Conscience VC raises oversubscribed fund for consumer companies rooted in science

·3-min read

Ariana Thacker likes to say that science was her first love and startups were her second. Now, she gets to combine the two into a thesis for her new venture firm, Conscience VC.

Thacker's passion for science started back when she was taking college-level chemistry courses in middle school. Her interest in startups came years later when she joined the founding team of a startup, Mirus Energy, with a professor at UCLA after feeling "trapped in a box" working at a large energy company.

She quickly discovered that the smaller entities were more innovative, and likely to move the needle, and dove in. "I realized I loved venture, I loved founders and I want to do that full time, all the time," Thacker told TechCrunch. "I saw that as the highest leverage way to create impact and transitioned into working in a venture role."

She then took a job with deep tech-focused Rhapsody Venture Partners and learned the trade, but soon felt she had developed a thesis worth pursuing on its own. She launched Conscience in 2020 to invest in companies that sit at the intersection of consumer and deep tech. The firm is announcing the close of its debut $10 million fund after an oversubscribed fundraise that raked in double the firm's initial target. The firm will cut checks up to $250,000 and will largely operate at the pre-seed stage, but will do anything pre-Series A, Thacker said.

Thacker raised backing from LPs including Screendoor Partners, Foundation Capital and Carta, among other institutions, in addition to unicorn founders. Despite being oversubscribed, the fundraising journey didn't go according to plan for the first-time solo GP.

"I liquidated my retirement fund, I moved into my parents two-bedroom apartment and for about a year and a half was just building and pitching an LP network from scratch," she said. "It was a lot of fun but a really high-risk endeavor. It just took a lot longer than I thought. It was pitching hundreds of LPs for just a lot of rejection and long hours."

Now, with capital in the bank, Conscience is looking for companies that benefit consumers but have technical defensibility. This thesis encompasses a broad base of industries ranging from digital health and treatments to physical products in sectors like gaming. The firm has invested in 17 companies so far.

One of which is Last Gameboard, a Denver, Colorado-based startup that is making an electronic board game that can simulate a variety of different games and be played with any kind of pieces.
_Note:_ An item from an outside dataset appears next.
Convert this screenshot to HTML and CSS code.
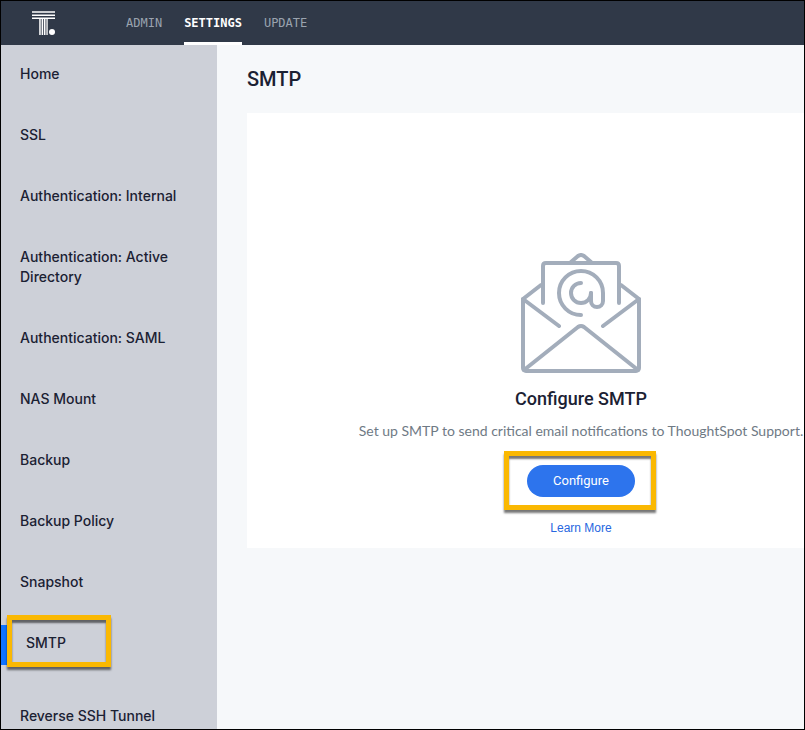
FILE: index.html
```html
<!DOCTYPE html>
<html lang="en">
<head>
<meta charset="utf-8">
<meta name="viewport" content="width=device-width, initial-scale=1">
<title>SMTP settings</title>
<link rel="stylesheet" href="styles.css">
</head>
<body>
<header class="topbar">
  <a class="logo" href="#" aria-label="ThoughtSpot">
    <svg width="24" height="24" viewBox="0 0 24 24" fill="#fff" aria-hidden="true">
      <path d="M0 .3h23v1.5H0zM0 3.4h23v1.5H0zM0 6.4h23V8H0z"/>
      <path d="M7.2 8h1.5v16H7.2zM9.6 8h1.6v16H9.6zM12 8h1.5v16H12zM14.4 8h1.3v16h-1.3z"/>
      <circle cx="20" cy="21" r="3"/>
    </svg>
  </a>
  <nav class="tabs" aria-label="Main">
    <a class="tab" href="#">ADMIN</a>
    <a class="tab tab-active" href="#" aria-current="page">SETTINGS</a>
    <a class="tab" href="#">UPDATE</a>
  </nav>
</header>
<div class="layout">
  <nav class="sidebar" aria-label="Settings">
    <ul class="menu">
      <li><a href="#">Home</a></li>
      <li><a href="#">SSL</a></li>
      <li><a href="#">Authentication: Internal</a></li>
      <li><a href="#">Authentication: Active Directory</a></li>
      <li><a href="#">Authentication: SAML</a></li>
      <li><a href="#">NAS Mount</a></li>
      <li><a href="#">Backup</a></li>
      <li><a href="#">Backup Policy</a></li>
      <li><a href="#">Snapshot</a></li>
      <li class="menu-active"><a href="#" aria-current="page">SMTP</a></li>
      <li><a href="#">Reverse SSH Tunnel</a></li>
    </ul>
  </nav>
  <main class="content">
    <h1 class="page-title">SMTP</h1>
    <section class="card">
      <svg class="envelope" width="120" height="120" viewBox="21 13 120 120" fill="none" stroke="#a3adbb" stroke-width="4" stroke-linecap="round" stroke-linejoin="round" aria-hidden="true">
        <path d="M41 45 23 59v69a3 3 0 0 0 3 3h110a3 3 0 0 0 3-3V59l-18-14"/>
        <path d="m23 59 36 27M139 59l-36 27"/>
        <path d="m24 130 54-43q3-2 6 0l54 43"/>
        <path d="M43 63V26q0-3 3-3h70q3 0 3 3v37"/>
        <path d="m71 22 7-6q3-2 6 0l7 6"/>
        <path d="M81 75a22 22 0 1 1 22-22v8a6 6 0 0 1-12 0v-8"/>
        <path d="M81 43a10 10 0 1 0 10 10"/>
      </svg>
      <h2 class="card-title">Configure SMTP</h2>
      <p class="card-text">Set up SMTP to send critical email notifications to ThoughtSpot Support.</p>
      <div class="action"><button class="button" type="button">Configure</button></div>
      <a class="more" href="#">Learn More</a>
    </section>
  </main>
</div>
</body>
</html>
```
FILE: styles.css
```css
*,
*::before,
*::after {
  box-sizing: border-box;
}

body {
  margin: 0;
  height: 100vh;
  display: flex;
  flex-direction: column;
  overflow: hidden;
  border: 1px solid #000;
  background: #f6f8fa;
  color: #1b2133;
  font-family: Roboto, "Liberation Sans", sans-serif;
  font-size: 14px;
  line-height: 20px;
}

a {
  color: inherit;
  text-decoration: none;
}

.topbar {
  display: flex;
  flex: none;
  height: 44px;
  background: #303948;
}

.logo {
  display: flex;
  width: 125px;
  padding: 10px 0 0 31px;
}

.tabs {
  display: flex;
  gap: 22px;
  font-family: "DejaVu Sans Mono", monospace;
  font-size: 12px;
}

.tab {
  padding-top: 12px;
  color: #9aa3af;
}

.tab-active {
  border-bottom: 3px solid #fff;
  color: #fff;
  font-weight: 700;
}

.layout {
  display: flex;
  flex: 1;
  min-height: 0;
}

.sidebar {
  flex: none;
  width: 216px;
  overflow: hidden;
  background: #cdd0d8;
}

.menu {
  display: flex;
  flex-direction: column;
  gap: 41px;
  margin: 0;
  padding: 19px 19px 0;
  list-style: none;
  font-family: Inter, "Liberation Sans", sans-serif;
  font-weight: 500;
}

.menu-active {
  position: relative;
  margin-bottom: 12px;
  padding-left: 6px;
}

.menu-active::before {
  content: "";
  position: absolute;
  left: -19px;
  top: -8px;
  width: 6px;
  height: 40px;
  background: #0f73ff;
}

.menu-active::after,
.action::after {
  content: "";
  position: absolute;
  border: 5px solid #fab802;
  box-shadow: 0 3px 2px #0008, inset 0 3px 2px #0008;
  pointer-events: none;
}

.menu-active::after {
  left: -13px;
  top: -18px;
  width: 104px;
  height: 52px;
}

.content {
  flex: 1;
  min-width: 0;
  padding: 20px 0 0 30px;
  overflow: hidden;
}

.page-title,
.card-title {
  font-weight: 500;
}

.page-title {
  margin: 0 0 20px;
  font-size: 20px;
  line-height: 28px;
}

.card {
  display: flex;
  flex-direction: column;
  align-items: center;
  width: 100%;
  min-width: 668px;
  padding: 140px 0 10px;
  background: #fff;
}

.card-title {
  margin: 14px 0 10px;
  font-size: 18px;
  line-height: 24px;
}

.card-text {
  margin: 0 0 24px;
  color: #6f7a85;
  font-family: Lato, "Liberation Sans", sans-serif;
}

.action {
  position: relative;
  margin-bottom: 21px;
}

.action::after {
  inset: -14px -21px -13px -23px;
}

.button {
  display: block;
  padding: 6px 26px;
  border: 0;
  border-radius: 16px;
  background: #2d74ed;
  color: #fff;
  font: inherit;
  font-size: 13px;
  line-height: 20px;
}

.more {
  color: #2767e0;
  font-family: "Liberation Sans", sans-serif;
  font-size: 12px;
}
```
For co-founder and CEO Shail Mehta, who launched the company due to her love of board games — not her technical expertise — Thacker couldn't be more helpful.

"It's like a gold mine," Mehta said. "When I met her, I had a hardware investor and [game developer] Riot Games. Then I had Ariana who straddled the deep tech and the consumer side [of investing]. I had never had that perspective before."

Thacker is deploying her debut fund in a volatile time for the venture market. To help her growing portfolio, she created a fundraising app that includes 1,000 other potential investors from her network organized by sector and stage so founders can move quickly, something that is very important to Thacker. "We are obsessed with having high ROI on time," she added.